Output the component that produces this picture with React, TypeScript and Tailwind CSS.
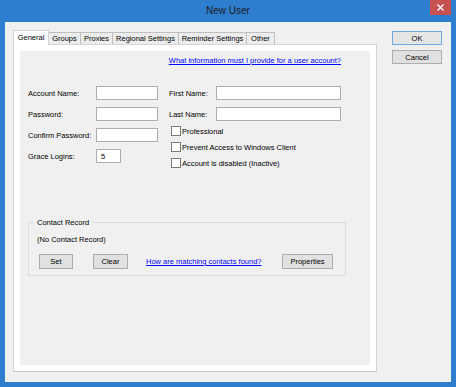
import React from 'react'

const tabs = [
  { label: 'Groups', w: 'w-[32px]' },
  { label: 'Proxies', w: 'w-[32px]' },
  { label: 'Regional Settings', w: 'w-[66px]' },
  { label: 'Reminder Settings', w: 'w-[68px]' },
  { label: 'Other', w: 'w-[28px]' },
]

function Btn({ label, className = '' }: { label: string; className?: string }) {
  return (
    <button
      className={`h-[15px] bg-[#e1e1e1] border border-[#adadad] flex items-center justify-center text-black ${className}`}
    >
      {label}
    </button>
  )
}

function TextBox({ w, value = '' }: { w: string; value?: string }) {
  return (
    <div className={`${w} h-[14px] bg-white border border-[#abadb3] flex items-center pl-[4px]`}>{value}</div>
  )
}

function Check({ label }: { label: string }) {
  return (
    <div className="h-[16px] flex items-center">
      <div className="ml-[2px] w-[10px] h-[10px] bg-white border border-[#7a7a7a]" />
      <span className="ml-[1px]">{label}</span>
    </div>
  )
}

export default function App() {
  return (
    <div className="w-[456px] h-[387px] bg-[#2e7ecf] flex flex-col font-['Liberation_Sans',Arial,sans-serif] text-[7.5px] leading-[9px] text-black">
      {/* title bar */}
      <div className="h-[22px] relative flex items-center justify-center text-black">
        <span className="text-[10px] leading-[12px] text-[#1a1a1a]">New User</span>
        <div className="absolute right-[5px] top-0 w-[21px] h-[15px] bg-[#c75050] flex items-center justify-center">
          <svg width="7" height="7" viewBox="0 0 7 7">
            <path d="M0.5 0.5L6.5 6.5M6.5 0.5L0.5 6.5" stroke="white" strokeWidth="1.4" />
          </svg>
        </div>
      </div>

      {/* client */}
      <div className="mx-[5px] mb-[5px] flex-1 bg-[#f0f0f0] flex">
        <div className="pl-[8px] pt-[8px] flex flex-col">
          {/* tabs */}
          <div className="h-[14px] flex items-end">
            <div className="relative z-10 w-[36px] h-[15px] -mb-px bg-white border border-b-0 border-[#d5d5d5] flex items-center justify-center pb-[2px]">
              General
            </div>
            {tabs.map(t => (
              <div
                key={t.label}
                className={`${t.w} h-[12px] bg-[#ececec] border border-b-0 border-l-0 border-[#bfbfbf] flex items-center justify-center`}
              >
                {t.label}
              </div>
            ))}
          </div>

          {/* panel */}
          <div className="w-[364px] h-[328px] bg-white border border-[#d5d5d5] border-b-[#cacaca] p-[6px]">
            <div className="h-full bg-[#f0f0f0] flex flex-col">
              <div className="pt-[5px] pr-[29px] flex justify-end">
                <span className="text-[#0000ff] underline">What information must I provide for a user account?</span>
              </div>

              <div className="mt-[21px] px-[8px] flex">
                <div className="w-[130px] flex flex-col gap-[7px]">
                  <div className="flex items-center">
                    <span className="w-[68px]">Account Name:</span>
                    <TextBox w="w-[62px]" />
                  </div>
                  <div className="flex items-center">
                    <span className="w-[68px]">Password:</span>
                    <TextBox w="w-[62px]" />
                  </div>
                  <div className="flex items-center">
                    <span className="w-[68px]">Confirm Password:</span>
                    <TextBox w="w-[62px]" />
                  </div>
                  <div className="flex items-center">
                    <span className="w-[68px]">Grace Logins:</span>
                    <TextBox w="w-[25px]" value="5" />
                  </div>
                </div>

                <div className="ml-[11px] flex flex-col">
                  <div className="flex flex-col gap-[7px]">
                    <div className="flex items-center">
                      <span className="w-[47px]">First Name:</span>
                      <TextBox w="w-[125px]" />
                    </div>
                    <div className="flex items-center">
                      <span className="w-[47px]">Last Name:</span>
                      <TextBox w="w-[125px]" />
                    </div>
                  </div>
                  <div className="mt-[2px] flex flex-col">
                    <Check label="Professional" />
                    <Check label="Prevent Access to Windows Client" />
                    <Check label="Account is disabled (Inactive)" />
                  </div>
                </div>
              </div>

              <fieldset className="mt-[47px] ml-[8px] w-[318px] border border-[#dcdcdc] pl-[8px] pr-[12px] pb-[6px]">
                <legend className="-ml-[3px] px-[3px]">Contact Record</legend>
                <div className="mt-[8px]">(No Contact Record)</div>
                <div className="mt-[10px] flex items-center">
                  <Btn label="Set" className="ml-[2px] w-[34px]" />
                  <Btn label="Clear" className="ml-[20px] w-[35px]" />
                  <span className="ml-[18px] text-[#0000ff] underline">How are matching contacts found?</span>
                  <Btn label="Properties" className="ml-auto w-[51px]" />
                </div>
              </fieldset>
            </div>
          </div>
        </div>

        {/* dialog buttons */}
        <div className="ml-[15px] pt-[9px] flex flex-col gap-[5px]">
          <button className="w-[50px] h-[14px] bg-[#e5e5e5] border border-[#6fa7e0] flex items-center justify-center">
            OK
          </button>
          <button className="w-[50px] h-[14px] bg-[#e1e1e1] border border-[#adadad] flex items-center justify-center">
            Cancel
          </button>
        </div>
      </div>
    </div>
  )
}
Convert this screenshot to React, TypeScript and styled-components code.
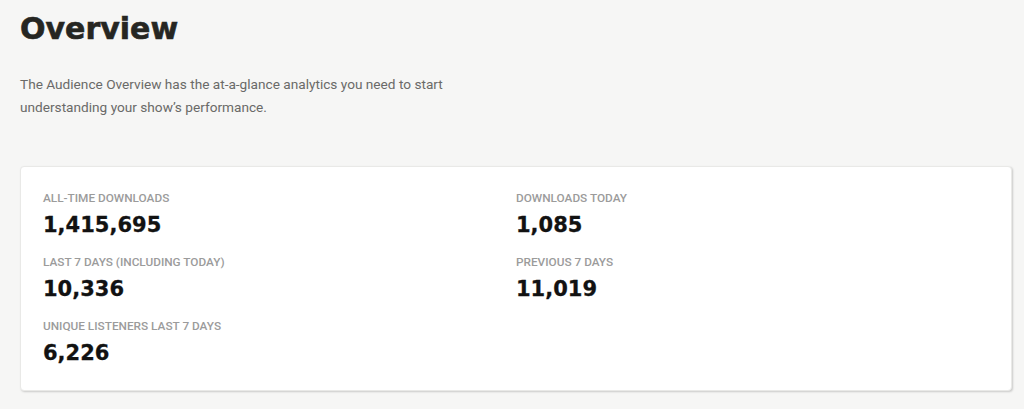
import React from "react";
import styled, { createGlobalStyle } from "styled-components";

const GlobalStyle = createGlobalStyle`
  html, body {
    margin: 0;
    padding: 0;
    background: #f6f6f5;
  }
  body {
    font-family: Roboto, "Liberation Sans", sans-serif;
  }
`;

const Page = styled.main`
  padding: 11px 12px 19px 20px;
`;

const Title = styled.h1`
  margin: 0;
  font-family: "DejaVu Sans", "Liberation Sans", sans-serif;
  font-weight: 700;
  font-size: 30px;
  line-height: 36px;
  color: #262622;
  -webkit-text-stroke: 0.6px #262622;
`;

const Intro = styled.p`
  margin: 26px 0 0;
  max-width: 440px;
  font-family: Roboto, sans-serif;
  font-size: 13.65px;
  line-height: 23px;
  color: #6a6a68;
`;

const Card = styled.section`
  margin-top: 47px;
  background: #ffffff;
  border: 1px solid #e9e9e7;
  border-radius: 4px;
  box-shadow: 1px 1px 2px rgba(0, 0, 0, 0.18);
  padding: 24px 22px 24px 22px;
  display: grid;
  grid-template-columns: 1fr 1fr;
  row-gap: 17px;
`;

const Stat = styled.div`
  display: flex;
  flex-direction: column;
  gap: 7px;
`;

const Label = styled.div`
  font-family: Roboto, sans-serif;
  font-weight: 500;
  font-size: 11.8px;
  line-height: 14px;
  text-transform: uppercase;
  color: #9b9b9b;
`;

const Value = styled.div`
  font-family: "DejaVu Sans", "Liberation Sans", sans-serif;
  font-weight: 700;
  font-size: 21px;
  line-height: 26px;
  color: #121212;
  -webkit-text-stroke: 0.3px #121212;
`;

const stats = [
  { label: "All-time downloads", value: "1,415,695" },
  { label: "Downloads today", value: "1,085" },
  { label: "Last 7 days (including today)", value: "10,336" },
  { label: "Previous 7 days", value: "11,019" },
  { label: "Unique listeners last 7 days", value: "6,226" },
];

export default function App() {
  return (
    <>
      <GlobalStyle />
      <Page>
        <Title>Overview</Title>
        <Intro>
          The Audience Overview has the at-a-glance analytics you need to start
          understanding your show’s performance.
        </Intro>
        <Card>
          {stats.map((s) => (
            <Stat key={s.label}>
              <Label>{s.label}</Label>
              <Value>{s.value}</Value>
            </Stat>
          ))}
        </Card>
      </Page>
    </>
  );
}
◆ ◆ ◆
Your task: All of the data above should be quoted exactly, except for the pictures.

Output for this task:
Output the component that produces this picture with React, TypeScript and Tailwind CSS.
import React from 'react'

const tabs = [
  { label: 'Groups', w: 'w-[32px]' },
  { label: 'Proxies', w: 'w-[32px]' },
  { label: 'Regional Settings', w: 'w-[66px]' },
  { label: 'Reminder Settings', w: 'w-[68px]' },
  { label: 'Other', w: 'w-[28px]' },
]

function Btn({ label, className = '' }: { label: string; className?: string }) {
  return (
    <button
      className={`h-[15px] bg-[#e1e1e1] border border-[#adadad] flex items-center justify-center text-black ${className}`}
    >
      {label}
    </button>
  )
}

function TextBox({ w, value = '' }: { w: string; value?: string }) {
  return (
    <div className={`${w} h-[14px] bg-white border border-[#abadb3] flex items-center pl-[4px]`}>{value}</div>
  )
}

function Check({ label }: { label: string }) {
  return (
    <div className="h-[16px] flex items-center">
      <div className="ml-[2px] w-[10px] h-[10px] bg-white border border-[#7a7a7a]" />
      <span className="ml-[1px]">{label}</span>
    </div>
  )
}

export default function App() {
  return (
    <div className="w-[456px] h-[387px] bg-[#2e7ecf] flex flex-col font-['Liberation_Sans',Arial,sans-serif] text-[7.5px] leading-[9px] text-black">
      {/* title bar */}
      <div className="h-[22px] relative flex items-center justify-center text-black">
        <span className="text-[10px] leading-[12px] text-[#1a1a1a]">New User</span>
        <div className="absolute right-[5px] top-0 w-[21px] h-[15px] bg-[#c75050] flex items-center justify-center">
          <svg width="7" height="7" viewBox="0 0 7 7">
            <path d="M0.5 0.5L6.5 6.5M6.5 0.5L0.5 6.5" stroke="white" strokeWidth="1.4" />
          </svg>
        </div>
      </div>

      {/* client */}
      <div className="mx-[5px] mb-[5px] flex-1 bg-[#f0f0f0] flex">
        <div className="pl-[8px] pt-[8px] flex flex-col">
          {/* tabs */}
          <div className="h-[14px] flex items-end">
            <div className="relative z-10 w-[36px] h-[15px] -mb-px bg-white border border-b-0 border-[#d5d5d5] flex items-center justify-center pb-[2px]">
              General
            </div>
            {tabs.map(t => (
              <div
                key={t.label}
                className={`${t.w} h-[12px] bg-[#ececec] border border-b-0 border-l-0 border-[#bfbfbf] flex items-center justify-center`}
              >
                {t.label}
              </div>
            ))}
          </div>

          {/* panel */}
          <div className="w-[364px] h-[328px] bg-white border border-[#d5d5d5] border-b-[#cacaca] p-[6px]">
            <div className="h-full bg-[#f0f0f0] flex flex-col">
              <div className="pt-[5px] pr-[29px] flex justify-end">
                <span className="text-[#0000ff] underline">What information must I provide for a user account?</span>
              </div>

              <div className="mt-[21px] px-[8px] flex">
                <div className="w-[130px] flex flex-col gap-[7px]">
                  <div className="flex items-center">
                    <span className="w-[68px]">Account Name:</span>
                    <TextBox w="w-[62px]" />
                  </div>
                  <div className="flex items-center">
                    <span className="w-[68px]">Password:</span>
                    <TextBox w="w-[62px]" />
                  </div>
                  <div className="flex items-center">
                    <span className="w-[68px]">Confirm Password:</span>
                    <TextBox w="w-[62px]" />
                  </div>
                  <div className="flex items-center">
                    <span className="w-[68px]">Grace Logins:</span>
                    <TextBox w="w-[25px]" value="5" />
                  </div>
                </div>

                <div className="ml-[11px] flex flex-col">
                  <div className="flex flex-col gap-[7px]">
                    <div className="flex items-center">
                      <span className="w-[47px]">First Name:</span>
                      <TextBox w="w-[125px]" />
                    </div>
                    <div className="flex items-center">
                      <span className="w-[47px]">Last Name:</span>
                      <TextBox w="w-[125px]" />
                    </div>
                  </div>
                  <div className="mt-[2px] flex flex-col">
                    <Check label="Professional" />
                    <Check label="Prevent Access to Windows Client" />
                    <Check label="Account is disabled (Inactive)" />
                  </div>
                </div>
              </div>

              <fieldset className="mt-[47px] ml-[8px] w-[318px] border border-[#dcdcdc] pl-[8px] pr-[12px] pb-[6px]">
                <legend className="-ml-[3px] px-[3px]">Contact Record</legend>
                <div className="mt-[8px]">(No Contact Record)</div>
                <div className="mt-[10px] flex items-center">
                  <Btn label="Set" className="ml-[2px] w-[34px]" />
                  <Btn label="Clear" className="ml-[20px] w-[35px]" />
                  <span className="ml-[18px] text-[#0000ff] underline">How are matching contacts found?</span>
                  <Btn label="Properties" className="ml-auto w-[51px]" />
                </div>
              </fieldset>
            </div>
          </div>
        </div>

        {/* dialog buttons */}
        <div className="ml-[15px] pt-[9px] flex flex-col gap-[5px]">
          <button className="w-[50px] h-[14px] bg-[#e5e5e5] border border-[#6fa7e0] flex items-center justify-center">
            OK
          </button>
          <button className="w-[50px] h-[14px] bg-[#e1e1e1] border border-[#adadad] flex items-center justify-center">
            Cancel
          </button>
        </div>
      </div>
    </div>
  )
}
Convert this screenshot to React, TypeScript and styled-components code.
import React from "react";
import styled, { createGlobalStyle } from "styled-components";

const GlobalStyle = createGlobalStyle`
  html, body {
    margin: 0;
    padding: 0;
    background: #f6f6f5;
  }
  body {
    font-family: Roboto, "Liberation Sans", sans-serif;
  }
`;

const Page = styled.main`
  padding: 11px 12px 19px 20px;
`;

const Title = styled.h1`
  margin: 0;
  font-family: "DejaVu Sans", "Liberation Sans", sans-serif;
  font-weight: 700;
  font-size: 30px;
  line-height: 36px;
  color: #262622;
  -webkit-text-stroke: 0.6px #262622;
`;

const Intro = styled.p`
  margin: 26px 0 0;
  max-width: 440px;
  font-family: Roboto, sans-serif;
  font-size: 13.65px;
  line-height: 23px;
  color: #6a6a68;
`;

const Card = styled.section`
  margin-top: 47px;
  background: #ffffff;
  border: 1px solid #e9e9e7;
  border-radius: 4px;
  box-shadow: 1px 1px 2px rgba(0, 0, 0, 0.18);
  padding: 24px 22px 24px 22px;
  display: grid;
  grid-template-columns: 1fr 1fr;
  row-gap: 17px;
`;

const Stat = styled.div`
  display: flex;
  flex-direction: column;
  gap: 7px;
`;

const Label = styled.div`
  font-family: Roboto, sans-serif;
  font-weight: 500;
  font-size: 11.8px;
  line-height: 14px;
  text-transform: uppercase;
  color: #9b9b9b;
`;

const Value = styled.div`
  font-family: "DejaVu Sans", "Liberation Sans", sans-serif;
  font-weight: 700;
  font-size: 21px;
  line-height: 26px;
  color: #121212;
  -webkit-text-stroke: 0.3px #121212;
`;

const stats = [
  { label: "All-time downloads", value: "1,415,695" },
  { label: "Downloads today", value: "1,085" },
  { label: "Last 7 days (including today)", value: "10,336" },
  { label: "Previous 7 days", value: "11,019" },
  { label: "Unique listeners last 7 days", value: "6,226" },
];

export default function App() {
  return (
    <>
      <GlobalStyle />
      <Page>
        <Title>Overview</Title>
        <Intro>
          The Audience Overview has the at-a-glance analytics you need to start
          understanding your show’s performance.
        </Intro>
        <Card>
          {stats.map((s) => (
            <Stat key={s.label}>
              <Label>{s.label}</Label>
              <Value>{s.value}</Value>
            </Stat>
          ))}
        </Card>
      </Page>
    </>
  );
}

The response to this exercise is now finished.